Już dzień po zabójstwie Komitet Śledczy Federacji Rosyjskiej oświadczył, że to muzułmanie zabili opozycjonistę, bo Niemcow skrytykował m.in. atak na „Charlie Hebdo”. A liberalna opozycja w Rosji uznała, że opozycjonista padł ofiarą ogólnego politycznego klimatu w Rosji…

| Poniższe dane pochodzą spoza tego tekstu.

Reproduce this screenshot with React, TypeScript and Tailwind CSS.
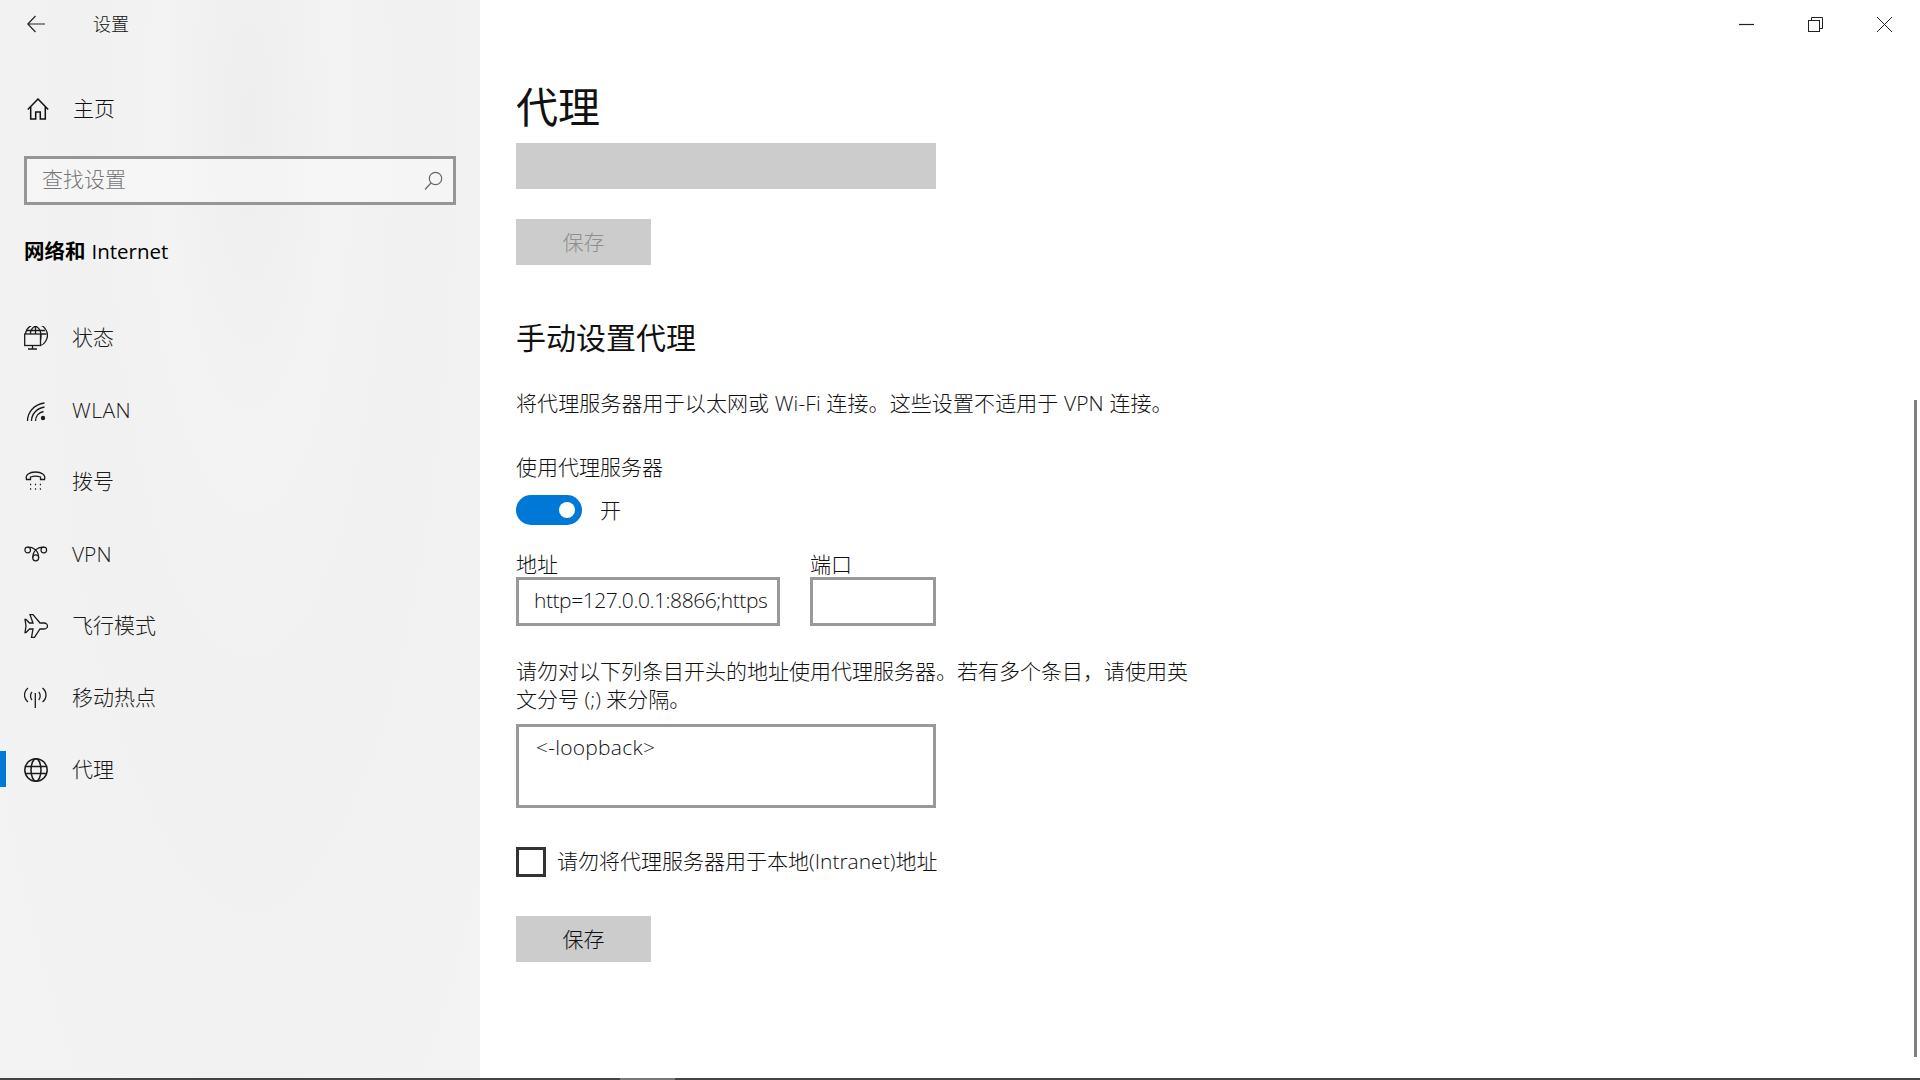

Tak. To była teza: Niemcowa zabiła propaganda nienawiści. Nawalnego to bardzo zdenerwowało. Twierdził, że to bzdura i że to Putin jest odpowiedzialny za śmierć opozycjonisty. Propaganda nie zabija, zabijają ludzie. Ewidentnie rosyjscy dysydenci uznali tą wersję za najbardziej bezpieczną: obciąża system, nie obciążając bezpośrednio Putina. Jednocześnie nie trzeba niczego udowadniać, bo propaganda nienawiści bezspornie w Rosji istnieje. Ktoś to wziął na poważnie i przystąpił do akcji. Mnie to nie przekonuje. Bez względu jednak na to, jaka jest prawda domniemani zabójcy zapewne wszyscy przyznają się do winy, bo FSB potrafi z każdego wydusić zeznanie. Po przesłuchaniach będą bardziej niż chętni do przyznania się do winy. Poza tym pewnie rozumują, że jeśli się przyznają do winy to może uda im się za kilka lat wyjść z więzienia. Jeśli zaś będą się upierali przy tym, że są niewinni, na pewno nie wyjdą z tego żywi.